* [Task instructions]: Output the data word for word, dropping every image.

* [Information shown]:
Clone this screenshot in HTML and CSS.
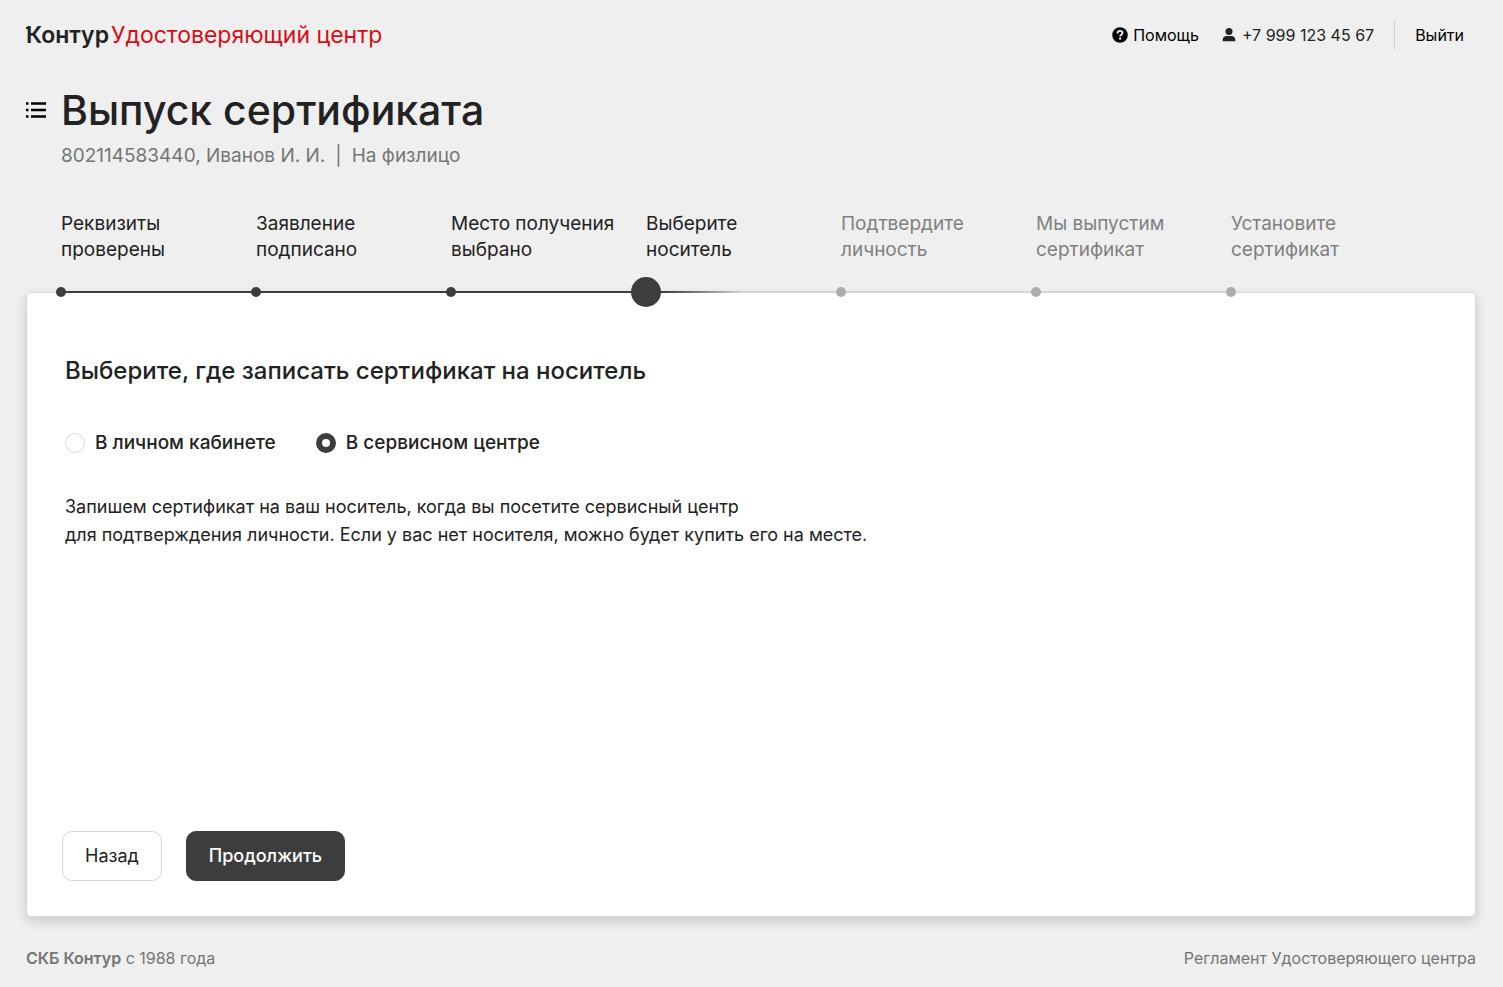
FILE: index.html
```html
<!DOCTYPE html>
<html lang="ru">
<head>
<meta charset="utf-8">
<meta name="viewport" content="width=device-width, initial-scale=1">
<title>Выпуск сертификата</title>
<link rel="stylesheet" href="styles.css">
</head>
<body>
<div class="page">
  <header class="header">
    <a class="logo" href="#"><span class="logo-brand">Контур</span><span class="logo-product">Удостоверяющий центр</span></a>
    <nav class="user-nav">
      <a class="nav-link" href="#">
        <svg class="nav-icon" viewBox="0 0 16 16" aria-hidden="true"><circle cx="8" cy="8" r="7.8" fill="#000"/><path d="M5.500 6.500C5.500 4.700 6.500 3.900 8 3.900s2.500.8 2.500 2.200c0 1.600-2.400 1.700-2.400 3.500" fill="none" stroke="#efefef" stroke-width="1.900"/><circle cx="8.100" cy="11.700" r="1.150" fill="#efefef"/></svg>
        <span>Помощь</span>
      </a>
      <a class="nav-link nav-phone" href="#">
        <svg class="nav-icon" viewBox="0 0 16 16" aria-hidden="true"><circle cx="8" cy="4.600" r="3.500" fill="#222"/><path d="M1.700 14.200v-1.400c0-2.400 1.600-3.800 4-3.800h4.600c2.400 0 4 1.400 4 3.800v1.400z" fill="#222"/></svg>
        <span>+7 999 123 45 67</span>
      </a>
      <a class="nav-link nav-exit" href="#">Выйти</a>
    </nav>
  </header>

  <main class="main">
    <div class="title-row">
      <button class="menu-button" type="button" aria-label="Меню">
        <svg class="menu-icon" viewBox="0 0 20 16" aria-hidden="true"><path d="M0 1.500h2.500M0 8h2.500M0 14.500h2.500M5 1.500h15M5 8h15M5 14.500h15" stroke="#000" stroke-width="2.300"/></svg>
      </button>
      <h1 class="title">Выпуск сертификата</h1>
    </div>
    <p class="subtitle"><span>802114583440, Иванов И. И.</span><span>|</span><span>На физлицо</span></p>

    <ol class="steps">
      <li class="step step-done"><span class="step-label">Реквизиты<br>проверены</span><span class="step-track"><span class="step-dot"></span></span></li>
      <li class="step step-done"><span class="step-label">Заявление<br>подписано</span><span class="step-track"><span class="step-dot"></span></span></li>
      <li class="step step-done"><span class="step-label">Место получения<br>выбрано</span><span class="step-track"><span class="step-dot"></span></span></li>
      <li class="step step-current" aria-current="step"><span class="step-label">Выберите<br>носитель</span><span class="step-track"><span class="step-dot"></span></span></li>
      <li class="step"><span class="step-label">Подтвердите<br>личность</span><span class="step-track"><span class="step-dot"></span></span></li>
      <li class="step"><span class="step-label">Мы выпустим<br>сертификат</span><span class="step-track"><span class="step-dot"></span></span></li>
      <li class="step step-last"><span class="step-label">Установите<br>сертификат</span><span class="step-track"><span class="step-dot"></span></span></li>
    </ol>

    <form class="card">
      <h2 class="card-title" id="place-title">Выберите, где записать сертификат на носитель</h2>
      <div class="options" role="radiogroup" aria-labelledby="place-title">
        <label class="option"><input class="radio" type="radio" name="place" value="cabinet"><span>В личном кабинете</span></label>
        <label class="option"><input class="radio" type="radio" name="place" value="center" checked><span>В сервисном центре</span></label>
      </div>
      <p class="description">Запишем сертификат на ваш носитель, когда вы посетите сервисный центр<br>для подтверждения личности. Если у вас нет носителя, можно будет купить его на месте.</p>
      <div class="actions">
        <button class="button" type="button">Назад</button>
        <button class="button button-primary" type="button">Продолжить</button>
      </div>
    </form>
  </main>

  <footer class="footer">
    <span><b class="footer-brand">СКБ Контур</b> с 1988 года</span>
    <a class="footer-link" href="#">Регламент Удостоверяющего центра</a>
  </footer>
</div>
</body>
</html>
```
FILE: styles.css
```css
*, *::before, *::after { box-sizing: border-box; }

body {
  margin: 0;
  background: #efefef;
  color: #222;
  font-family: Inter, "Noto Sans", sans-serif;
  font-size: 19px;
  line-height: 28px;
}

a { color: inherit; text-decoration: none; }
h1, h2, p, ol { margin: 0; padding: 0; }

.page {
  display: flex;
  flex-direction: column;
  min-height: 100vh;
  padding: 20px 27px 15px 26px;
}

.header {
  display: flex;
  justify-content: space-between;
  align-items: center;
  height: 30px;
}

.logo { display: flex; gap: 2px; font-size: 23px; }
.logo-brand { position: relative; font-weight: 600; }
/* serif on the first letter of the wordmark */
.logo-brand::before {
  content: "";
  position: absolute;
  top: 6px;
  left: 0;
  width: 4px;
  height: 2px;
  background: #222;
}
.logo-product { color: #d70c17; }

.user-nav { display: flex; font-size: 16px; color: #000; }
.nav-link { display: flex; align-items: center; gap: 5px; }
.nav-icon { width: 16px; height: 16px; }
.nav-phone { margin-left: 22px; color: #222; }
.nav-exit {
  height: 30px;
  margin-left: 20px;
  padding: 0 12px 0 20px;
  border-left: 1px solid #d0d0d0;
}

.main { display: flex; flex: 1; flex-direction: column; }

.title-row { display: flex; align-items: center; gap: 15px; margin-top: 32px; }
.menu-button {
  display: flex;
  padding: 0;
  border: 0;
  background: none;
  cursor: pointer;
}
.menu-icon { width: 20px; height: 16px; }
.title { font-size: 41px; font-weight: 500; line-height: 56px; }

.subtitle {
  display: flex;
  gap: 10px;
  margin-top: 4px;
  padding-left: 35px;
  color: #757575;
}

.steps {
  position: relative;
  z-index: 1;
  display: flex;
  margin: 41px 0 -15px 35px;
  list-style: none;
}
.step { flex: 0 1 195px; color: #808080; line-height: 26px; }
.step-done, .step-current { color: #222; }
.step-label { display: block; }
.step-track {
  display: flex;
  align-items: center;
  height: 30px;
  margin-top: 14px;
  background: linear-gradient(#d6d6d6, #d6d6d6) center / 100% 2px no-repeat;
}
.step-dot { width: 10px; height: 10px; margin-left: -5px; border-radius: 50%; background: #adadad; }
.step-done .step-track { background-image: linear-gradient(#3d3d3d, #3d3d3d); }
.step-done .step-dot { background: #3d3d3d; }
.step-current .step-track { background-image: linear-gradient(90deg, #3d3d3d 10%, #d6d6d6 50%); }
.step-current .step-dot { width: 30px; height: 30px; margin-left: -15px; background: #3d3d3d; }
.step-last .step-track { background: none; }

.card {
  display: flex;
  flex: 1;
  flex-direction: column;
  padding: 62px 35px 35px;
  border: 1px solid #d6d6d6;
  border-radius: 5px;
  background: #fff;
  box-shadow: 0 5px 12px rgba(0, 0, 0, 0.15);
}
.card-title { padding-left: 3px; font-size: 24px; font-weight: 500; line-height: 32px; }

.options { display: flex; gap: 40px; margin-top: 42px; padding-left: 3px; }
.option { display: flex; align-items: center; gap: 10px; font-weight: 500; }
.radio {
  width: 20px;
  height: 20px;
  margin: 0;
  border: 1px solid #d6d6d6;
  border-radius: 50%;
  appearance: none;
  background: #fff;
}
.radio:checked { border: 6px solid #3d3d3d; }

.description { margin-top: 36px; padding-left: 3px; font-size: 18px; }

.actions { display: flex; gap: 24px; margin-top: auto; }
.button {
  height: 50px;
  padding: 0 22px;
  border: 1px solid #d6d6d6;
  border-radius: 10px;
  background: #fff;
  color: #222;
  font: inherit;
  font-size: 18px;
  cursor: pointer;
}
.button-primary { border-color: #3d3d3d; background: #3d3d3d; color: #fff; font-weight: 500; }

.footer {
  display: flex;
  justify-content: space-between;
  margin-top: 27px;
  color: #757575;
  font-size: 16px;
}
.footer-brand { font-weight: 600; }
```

* [Result for this exercise]:
Clone this screenshot in HTML and CSS.
FILE: index.html
```html
<!DOCTYPE html>
<html lang="ru">
<head>
<meta charset="utf-8">
<meta name="viewport" content="width=device-width, initial-scale=1">
<title>Выпуск сертификата</title>
<link rel="stylesheet" href="styles.css">
</head>
<body>
<div class="page">
  <header class="header">
    <a class="logo" href="#"><span class="logo-brand">Контур</span><span class="logo-product">Удостоверяющий центр</span></a>
    <nav class="user-nav">
      <a class="nav-link" href="#">
        <svg class="nav-icon" viewBox="0 0 16 16" aria-hidden="true"><circle cx="8" cy="8" r="7.8" fill="#000"/><path d="M5.500 6.500C5.500 4.700 6.500 3.900 8 3.900s2.500.8 2.500 2.200c0 1.600-2.400 1.700-2.400 3.500" fill="none" stroke="#efefef" stroke-width="1.900"/><circle cx="8.100" cy="11.700" r="1.150" fill="#efefef"/></svg>
        <span>Помощь</span>
      </a>
      <a class="nav-link nav-phone" href="#">
        <svg class="nav-icon" viewBox="0 0 16 16" aria-hidden="true"><circle cx="8" cy="4.600" r="3.500" fill="#222"/><path d="M1.700 14.200v-1.400c0-2.400 1.600-3.800 4-3.800h4.600c2.400 0 4 1.400 4 3.800v1.400z" fill="#222"/></svg>
        <span>+7 999 123 45 67</span>
      </a>
      <a class="nav-link nav-exit" href="#">Выйти</a>
    </nav>
  </header>

  <main class="main">
    <div class="title-row">
      <button class="menu-button" type="button" aria-label="Меню">
        <svg class="menu-icon" viewBox="0 0 20 16" aria-hidden="true"><path d="M0 1.500h2.500M0 8h2.500M0 14.500h2.500M5 1.500h15M5 8h15M5 14.500h15" stroke="#000" stroke-width="2.300"/></svg>
      </button>
      <h1 class="title">Выпуск сертификата</h1>
    </div>
    <p class="subtitle"><span>802114583440, Иванов И. И.</span><span>|</span><span>На физлицо</span></p>

    <ol class="steps">
      <li class="step step-done"><span class="step-label">Реквизиты<br>проверены</span><span class="step-track"><span class="step-dot"></span></span></li>
      <li class="step step-done"><span class="step-label">Заявление<br>подписано</span><span class="step-track"><span class="step-dot"></span></span></li>
      <li class="step step-done"><span class="step-label">Место получения<br>выбрано</span><span class="step-track"><span class="step-dot"></span></span></li>
      <li class="step step-current" aria-current="step"><span class="step-label">Выберите<br>носитель</span><span class="step-track"><span class="step-dot"></span></span></li>
      <li class="step"><span class="step-label">Подтвердите<br>личность</span><span class="step-track"><span class="step-dot"></span></span></li>
      <li class="step"><span class="step-label">Мы выпустим<br>сертификат</span><span class="step-track"><span class="step-dot"></span></span></li>
      <li class="step step-last"><span class="step-label">Установите<br>сертификат</span><span class="step-track"><span class="step-dot"></span></span></li>
    </ol>

    <form class="card">
      <h2 class="card-title" id="place-title">Выберите, где записать сертификат на носитель</h2>
      <div class="options" role="radiogroup" aria-labelledby="place-title">
        <label class="option"><input class="radio" type="radio" name="place" value="cabinet"><span>В личном кабинете</span></label>
        <label class="option"><input class="radio" type="radio" name="place" value="center" checked><span>В сервисном центре</span></label>
      </div>
      <p class="description">Запишем сертификат на ваш носитель, когда вы посетите сервисный центр<br>для подтверждения личности. Если у вас нет носителя, можно будет купить его на месте.</p>
      <div class="actions">
        <button class="button" type="button">Назад</button>
        <button class="button button-primary" type="button">Продолжить</button>
      </div>
    </form>
  </main>

  <footer class="footer">
    <span><b class="footer-brand">СКБ Контур</b> с 1988 года</span>
    <a class="footer-link" href="#">Регламент Удостоверяющего центра</a>
  </footer>
</div>
</body>
</html>
```
FILE: styles.css
```css
*, *::before, *::after { box-sizing: border-box; }

body {
  margin: 0;
  background: #efefef;
  color: #222;
  font-family: Inter, "Noto Sans", sans-serif;
  font-size: 19px;
  line-height: 28px;
}

a { color: inherit; text-decoration: none; }
h1, h2, p, ol { margin: 0; padding: 0; }

.page {
  display: flex;
  flex-direction: column;
  min-height: 100vh;
  padding: 20px 27px 15px 26px;
}

.header {
  display: flex;
  justify-content: space-between;
  align-items: center;
  height: 30px;
}

.logo { display: flex; gap: 2px; font-size: 23px; }
.logo-brand { position: relative; font-weight: 600; }
/* serif on the first letter of the wordmark */
.logo-brand::before {
  content: "";
  position: absolute;
  top: 6px;
  left: 0;
  width: 4px;
  height: 2px;
  background: #222;
}
.logo-product { color: #d70c17; }

.user-nav { display: flex; font-size: 16px; color: #000; }
.nav-link { display: flex; align-items: center; gap: 5px; }
.nav-icon { width: 16px; height: 16px; }
.nav-phone { margin-left: 22px; color: #222; }
.nav-exit {
  height: 30px;
  margin-left: 20px;
  padding: 0 12px 0 20px;
  border-left: 1px solid #d0d0d0;
}

.main { display: flex; flex: 1; flex-direction: column; }

.title-row { display: flex; align-items: center; gap: 15px; margin-top: 32px; }
.menu-button {
  display: flex;
  padding: 0;
  border: 0;
  background: none;
  cursor: pointer;
}
.menu-icon { width: 20px; height: 16px; }
.title { font-size: 41px; font-weight: 500; line-height: 56px; }

.subtitle {
  display: flex;
  gap: 10px;
  margin-top: 4px;
  padding-left: 35px;
  color: #757575;
}

.steps {
  position: relative;
  z-index: 1;
  display: flex;
  margin: 41px 0 -15px 35px;
  list-style: none;
}
.step { flex: 0 1 195px; color: #808080; line-height: 26px; }
.step-done, .step-current { color: #222; }
.step-label { display: block; }
.step-track {
  display: flex;
  align-items: center;
  height: 30px;
  margin-top: 14px;
  background: linear-gradient(#d6d6d6, #d6d6d6) center / 100% 2px no-repeat;
}
.step-dot { width: 10px; height: 10px; margin-left: -5px; border-radius: 50%; background: #adadad; }
.step-done .step-track { background-image: linear-gradient(#3d3d3d, #3d3d3d); }
.step-done .step-dot { background: #3d3d3d; }
.step-current .step-track { background-image: linear-gradient(90deg, #3d3d3d 10%, #d6d6d6 50%); }
.step-current .step-dot { width: 30px; height: 30px; margin-left: -15px; background: #3d3d3d; }
.step-last .step-track { background: none; }

.card {
  display: flex;
  flex: 1;
  flex-direction: column;
  padding: 62px 35px 35px;
  border: 1px solid #d6d6d6;
  border-radius: 5px;
  background: #fff;
  box-shadow: 0 5px 12px rgba(0, 0, 0, 0.15);
}
.card-title { padding-left: 3px; font-size: 24px; font-weight: 500; line-height: 32px; }

.options { display: flex; gap: 40px; margin-top: 42px; padding-left: 3px; }
.option { display: flex; align-items: center; gap: 10px; font-weight: 500; }
.radio {
  width: 20px;
  height: 20px;
  margin: 0;
  border: 1px solid #d6d6d6;
  border-radius: 50%;
  appearance: none;
  background: #fff;
}
.radio:checked { border: 6px solid #3d3d3d; }

.description { margin-top: 36px; padding-left: 3px; font-size: 18px; }

.actions { display: flex; gap: 24px; margin-top: auto; }
.button {
  height: 50px;
  padding: 0 22px;
  border: 1px solid #d6d6d6;
  border-radius: 10px;
  background: #fff;
  color: #222;
  font: inherit;
  font-size: 18px;
  cursor: pointer;
}
.button-primary { border-color: #3d3d3d; background: #3d3d3d; color: #fff; font-weight: 500; }

.footer {
  display: flex;
  justify-content: space-between;
  margin-top: 27px;
  color: #757575;
  font-size: 16px;
}
.footer-brand { font-weight: 600; }
```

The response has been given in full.